・溶岩は氷に触れると、泡を立てながら瞬時に固まる
・溶岩は超高温なので、氷をそのまま水蒸気に変える
・水蒸気の層が氷の表面を覆い、溶岩と氷の間の摩擦力を最小化するため、溶岩は氷を貫通して穴を空けることなく、氷の表面を滑る
「火山」という言葉を耳にして思い浮かぶのは、オレンジ色や黄色のドロドロした不気味な物体を噴き出す山ではないでしょうか?それはさながら、地獄へ向かって流れる川のようです。
溶岩は、地球の表面でもっとも高温の物質の一つ。ハワイ島のキラウエア火山を例にとると、噴火時の溶岩の温度は約1,170℃。まさにグツグツと煮えたぎる灼熱の世界です。噴火の際に火山から吹き出した溶岩は、すばやく地上を流れていきます。はじめて大気に晒された溶岩は、驚異的な速度で冷却されます。
この熱々の溶岩を、「冷え冷えの氷の上に垂らしてみよう!」というなんとも好奇心をくすぐる実験を行った研究チームがいます。米シラキュース大学のボブ・ワイソッキーとジェフ・カーソン両教授は、雪で覆われた火山の噴火のダイナミクスを調べるため、300キロ以上の溶岩を氷の板の上に流す実験を行いました。
https://pubs.geoscienceworld.org/gsa/geology/article-abstract/41/8/851/131297/insights-on-lava-ice-snow-interactions-from-large?redirectedFrom=fulltext
結果は、氷に触れた瞬間に爆発する?それとも、瞬時に氷に穴が空いて貫通する?いいえ!氷の上で溶岩が泡立つのです。
その衝撃映像がこちら。
氷の上にドロリと流れ出た溶岩が、ぶくぶくと泡を立てつつ瞬時に固まっていく様子が分かります。
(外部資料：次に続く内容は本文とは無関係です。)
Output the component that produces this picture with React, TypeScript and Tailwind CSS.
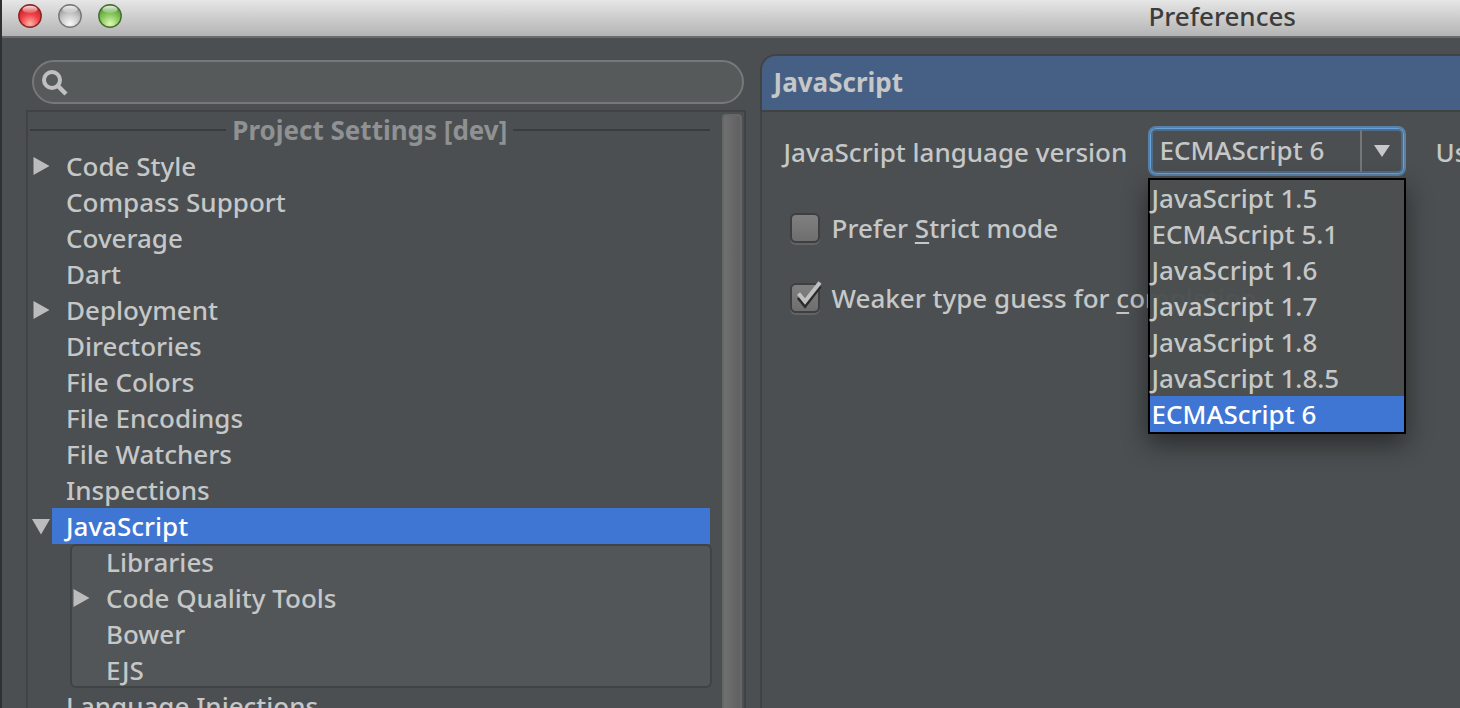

はじめはオレンジ色をしていた泡は、見る見る間に黒く変色します。
これは、溶岩があまりにも高温なために、氷を水に変えること無く、そのまま水蒸気に変えるからです。水蒸気は溶岩の外へ抜け出そうとしますが、逃げ道がないために、氷の上で溶岩が泡立っているように見えるのです。冷えはじめた溶岩の表面には、黒く分厚い層が形成されます。この層が、その下で発生した超高温の水蒸気を捉えることで、泡が形成されます。まるで、自然の吹きガラスですね。
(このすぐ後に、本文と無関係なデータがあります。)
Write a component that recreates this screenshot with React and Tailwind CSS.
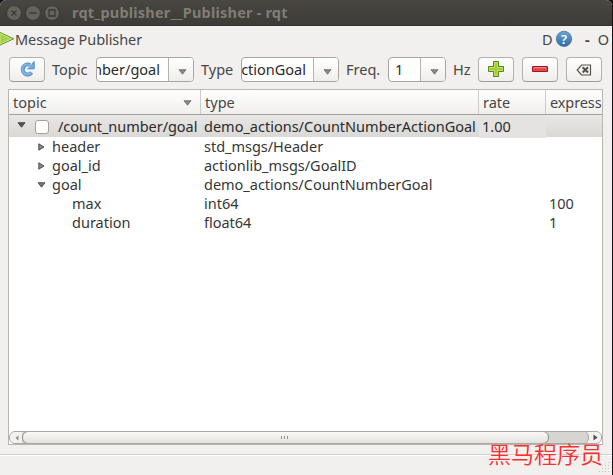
import React from "react";

const button =
  "flex h-[25px] w-9 shrink-0 items-center justify-center rounded-[4px] border border-[#b5b1ab] border-b-[#9f9b95] bg-linear-to-b from-white to-[#efeeec]";

function Label({ className = "", children }) {
  return <span className={`block shrink-0 whitespace-pre ${className}`}>{children}</span>;
}

function Down({ className = "", fill = "#8b8883", stroke = "#6b6863" }) {
  return (
    <svg className={`shrink-0 ${className}`} width="9" height="6" viewBox="0 0 9 6">
      <path d="M1 .7h7L4.5 5.2z" fill={fill} stroke={stroke} strokeWidth=".8" />
    </svg>
  );
}

function Right() {
  return (
    <svg className="shrink-0" width="7" height="8" viewBox="0 0 7 8">
      <path d="M.8.8v6.4L6 4z" fill="#8c8984" stroke="#45433f" strokeWidth=".9" />
    </svg>
  );
}

function Combo({ className, field, children }) {
  return (
    <div className={`flex h-[25px] shrink-0 overflow-hidden rounded-[4px] border border-[#aaa69f] bg-white text-[#2b2b2b] ${className}`}>
      <div className={`flex min-w-0 flex-1 items-center overflow-hidden ${field}`}>{children}</div>
      <div className="flex w-[25px] shrink-0 items-center justify-center border-l border-[#b5b1ab] bg-linear-to-b from-white to-[#efeeec] pt-[4px] pl-[3px]">
        <Down />
      </div>
    </div>
  );
}

function WindowButton({ children }) {
  return (
    <svg width="16" height="16" viewBox="0 0 16 16" fill="none">
      <circle cx="8" cy="8" r="7.4" fill="#65635d" stroke="#34332f" strokeWidth=".7" />
      <path d={children} stroke="#3a3935" strokeWidth="1.3" />
    </svg>
  );
}

const rows = [
  { indent: "pl-[29px]", arrow: "right", topic: "header", type: "std_msgs/Header", value: "" },
  { indent: "pl-[29px]", arrow: "right", topic: "goal_id", type: "actionlib_msgs/GoalID", value: "" },
  { indent: "pl-[29px]", arrow: "down", topic: "goal", type: "demo_actions/CountNumberGoal", value: "" },
  { indent: "pl-[63px]", arrow: "", topic: "max", type: "int64", value: "100" },
  { indent: "pl-[63px]", arrow: "", topic: "duration", type: "float64", value: "1" },
];

const grid = "grid grid-cols-[192px_278px_67px_56px]";

export default function App() {
  return (
    <div className="relative h-[475px] w-[613px] overflow-hidden bg-[#15101a] font-['Noto_Sans',sans-serif] text-[14.5px] leading-[19px] text-[#474747]">
      <div className="flex h-full w-[612px] flex-col overflow-hidden rounded-t-[6px] bg-[#f1f0ee]">
        <header className="flex h-[26px] shrink-0 items-center gap-[3px] border-b border-[#353430] bg-linear-to-b from-[#484741] to-[#3c3b37] pl-[6px]">
          <WindowButton>M5.5 5.5l5 5M10.5 5.5l-5 5</WindowButton>
          <WindowButton>M4.5 8h7</WindowButton>
          <WindowButton>M5 5h6v6H5z</WindowButton>
          <Label className="pl-[9px] text-[14.5px] font-bold tracking-[0.2px] text-[#807d76]">rqt_publisher__Publisher - rqt</Label>
        </header>

        <div className="flex h-[31px] shrink-0 items-start pt-[4px]">
          <svg className="mt-px shrink-0" width="15" height="16" viewBox="0 0 15 16">
            <path d="M-1 1v13.5L13.6 7.8z" fill="#a9d04a" stroke="#4e8f18" strokeWidth="1" />
            <path d="M0 2.3v10.8L11.4 7.8z" fill="none" stroke="#d3eb92" strokeWidth=".8" />
          </svg>
          <Label className="w-[527px] tracking-[-0.08px]">Message Publisher</Label>
          <Label className="w-[13px]">D</Label>
          <svg className="shrink-0" width="18" height="17" viewBox="0 0 18 17">
            <defs>
              <linearGradient id="help" x2="0" y2="1">
                <stop stopColor="#6da5d6" />
                <stop offset="1" stopColor="#2f6ca6" />
              </linearGradient>
            </defs>
            <circle cx="9" cy="8.9" r="7.6" fill="url(#help)" stroke="#3a72a8" strokeWidth=".8" />
            <text x="9" y="13.5" textAnchor="middle" fontSize="13" fontWeight="600" fill="#fff" fontFamily="Noto Sans">?</text>
          </svg>
          <Label className="pl-[12px] font-bold">-</Label>
          <Label className="pl-[8px]">O</Label>
        </div>

        <div className="flex h-8 shrink-0 items-start pl-[9px] leading-[25px]">
          <div className={button}>
            <svg className="mb-[2px]" width="18" height="18" viewBox="0 0 18 18" fill="none">
              <path d="M13.6 12.6A5 5 0 1 1 12 5" stroke="#4d8cc8" strokeWidth="4" />
              <path d="M9.3 8.8h6.9V1.6l-2.4 2.3" fill="#78abdd" stroke="#4d8cc8" strokeLinejoin="round" />
              <path d="M13.3 12.4A5 5 0 1 1 12.8 5.8" stroke="#83b2e0" strokeWidth="2.3" />
            </svg>
          </div>
          <Label className="w-[51px] pl-[7px]">Topic</Label>
          <Combo className="w-[98px]" field="justify-end pr-[8px]"><Label>mber/goal</Label></Combo>
          <Label className="w-[47px] pl-[7px]">Type</Label>
          <Combo className="w-[98px]" field="justify-end pr-[7px]"><Label>ctionGoal</Label></Combo>
          <Label className="w-[49px] pl-[7px]">Freq.</Label>
          <Combo className="w-[58px]" field="pl-[6px]"><Label>1</Label></Combo>
          <Label className="w-8 pl-[7px]">Hz</Label>
          <div className={button}>
            <svg className="mb-[2px]" width="18" height="18" viewBox="0 0 18 18">
              <path d="M6.5 1.5h5v5h5v5h-5v5h-5v-5h-5v-5h5z" fill="#a4cc38" stroke="#568719" />
              <path d="M7.5 2.5h3v5h5v3h-5v5h-3v-5h-5v-3h5z" fill="none" stroke="#cde77e" strokeWidth=".7" />
            </svg>
          </div>
          <div className={`${button} ml-2`}>
            <svg className="mb-px" width="18" height="8" viewBox="0 0 18 8">
              <path d="M1.5 1.5h15v5h-15z" fill="#df484c" stroke="#a8171f" />
              <path d="M2.5 2.7h13" stroke="#ed8b8b" />
            </svg>
          </div>
          <div className={`${button} ml-2`}>
            <svg width="16" height="12" viewBox="0 0 16 12" fill="none" stroke="#55524d">
              <path d="M5.5 1h9v10h-9L1.2 6z" strokeWidth="1.2" />
              <path d="M6.7 3.2l5.3 5.4M12 3.2L6.7 8.6" strokeWidth="2.1" />
            </svg>
          </div>
        </div>

        <main className="ml-2 flex h-[356px] w-[595px] shrink-0 flex-col border border-[#b9b6b0] bg-white text-[#373737]">
          <div className={`${grid} h-[25px] shrink-0 overflow-hidden border-b border-[#a6a29b] bg-linear-to-b from-white to-[#f0efed] leading-[25px] text-[#474747]`}>
            <div className="flex items-center justify-between border-r border-[#cfccc7] pr-[8px] pl-[4px]"><Label>topic</Label><Down /></div>
            <Label className="border-r border-[#cfccc7] pl-[4px]">type</Label>
            <Label className="border-r border-[#cfccc7] pl-[4px]">rate</Label>
            <Label className="pl-[4px] tracking-[-0.1px]">express</Label>
          </div>
          <div className={`${grid} h-[22px] shrink-0 bg-linear-to-b from-[#e9e7e5] to-[#dbd9d6] leading-[23px] text-[#2b2b2b]`}>
            <div className="flex items-center pl-[8px]">
              <Down className="-mt-[3px]" fill="#5b5853" stroke="#35332f" />
              <span className="ml-[9px] h-[14px] w-[14px] shrink-0 rounded-[3px] border border-[#a5a19a] bg-white" />
              <Label className="pl-[9px] tracking-[-0.05px]">/count_number/goal</Label>
            </div>
            <Label className="pl-[3px]">demo_actions/CountNumberActionGoal</Label>
            <Label className="bg-[#e5e3e1] pl-[3px]">1.00</Label>
          </div>
          {rows.map((r) => (
            <div key={r.topic} className={`${grid} h-[19px] shrink-0`}>
              <div className={`flex items-center ${r.indent}`}>
                {r.arrow && <span className="flex w-[14px] shrink-0">{r.arrow === "right" ? <Right /> : <Down className="-ml-px" fill="#77746f" stroke="#45433f" />}</span>}
                <Label>{r.topic}</Label>
              </div>
              <Label className="pl-[3px] tracking-[-0.02px]">{r.type}</Label>
              <span />
              <Label className="pl-[3px]">{r.value}</Label>
            </div>
          ))}
          <div className="flex-1" />
          <div className="flex h-[13px] shrink-0 overflow-hidden rounded-[6px] border border-[#aaa7a2] bg-[#d7d5d2]">
            <div className="flex w-[12px] shrink-0 items-center justify-center bg-[#f2f1ef] pl-[2px]">
              <svg width="4" height="6" viewBox="0 0 4 6"><path d="M3.5.5v5L.5 3z" fill="#8f8c87" /></svg>
            </div>
            <div className="-my-px flex w-[527px] shrink-0 items-center justify-center gap-[2px] rounded-[6px] border border-[#8e8b86] bg-linear-to-b from-[#faf9f8] to-[#e4e2df] pr-[2px]">
              <i className="h-[3px] w-px bg-[#96938e]" /><i className="h-[3px] w-px bg-[#96938e]" /><i className="h-[3px] w-px bg-[#96938e]" />
            </div>
            <div className="flex-1 bg-[#f2f1ef]">
              <div className="-mt-px h-[13px] w-[40px] rounded-r-[6px] border-r border-[#aaa7a2] bg-[#d7d5d2]" />
            </div>
            <div className="flex w-[12px] shrink-0 items-center justify-center bg-[#f2f1ef]">
              <svg width="5" height="7" viewBox="0 0 5 7"><path d="M.5.5v6l4-3z" fill="#4c4a46" /></svg>
            </div>
          </div>
        </main>

        <footer className="mt-[9px] flex flex-1 items-end justify-end border-t border-[#d4d1cd] pr-[2px] pb-[2px] shadow-[inset_0_1px_white]">
          <svg width="11" height="11" viewBox="0 0 11 11" fill="#c9c6c1">
            <path d="M9 0h1v1H9zM6 3h1v1H6zM9 3h1v1H9zM3 6h1v1H3zM6 6h1v1H6zM9 6h1v1H9zM0 9h1v1H0zM3 9h1v1H3zM6 9h1v1H6zM9 9h1v1H9z" />
          </svg>
        </footer>
      </div>
      <div className="absolute top-[439px] left-[488px] font-['Noto_Sans_CJK_SC',sans-serif] text-[23px] leading-[28px] font-[350] whitespace-nowrap text-[#fa2f2f]">黑马程序员</div>
    </div>
  );
}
また、超高温の溶岩は氷に触れた瞬間に氷を貫通して穴を空けそうなものですが、実際には氷の表面を這うように流れます。実は、この要因も水蒸気なのだとか。溶岩が氷に接触した瞬間に生まれる水蒸気は、氷の表面を毛布のように覆います。この水蒸気の層が、溶岩と氷の間の摩擦力を最小化するため、溶岩が氷の上を滑るのです。恐るべき水蒸気パワーです。
氷の上で泡立つ溶岩は、熱々のフライパンに流し入れた溶き卵から作った「地獄のスクランブルエッグ」のよう。といっても、猫舌じゃなくても食べられそうにないのが残念なところです。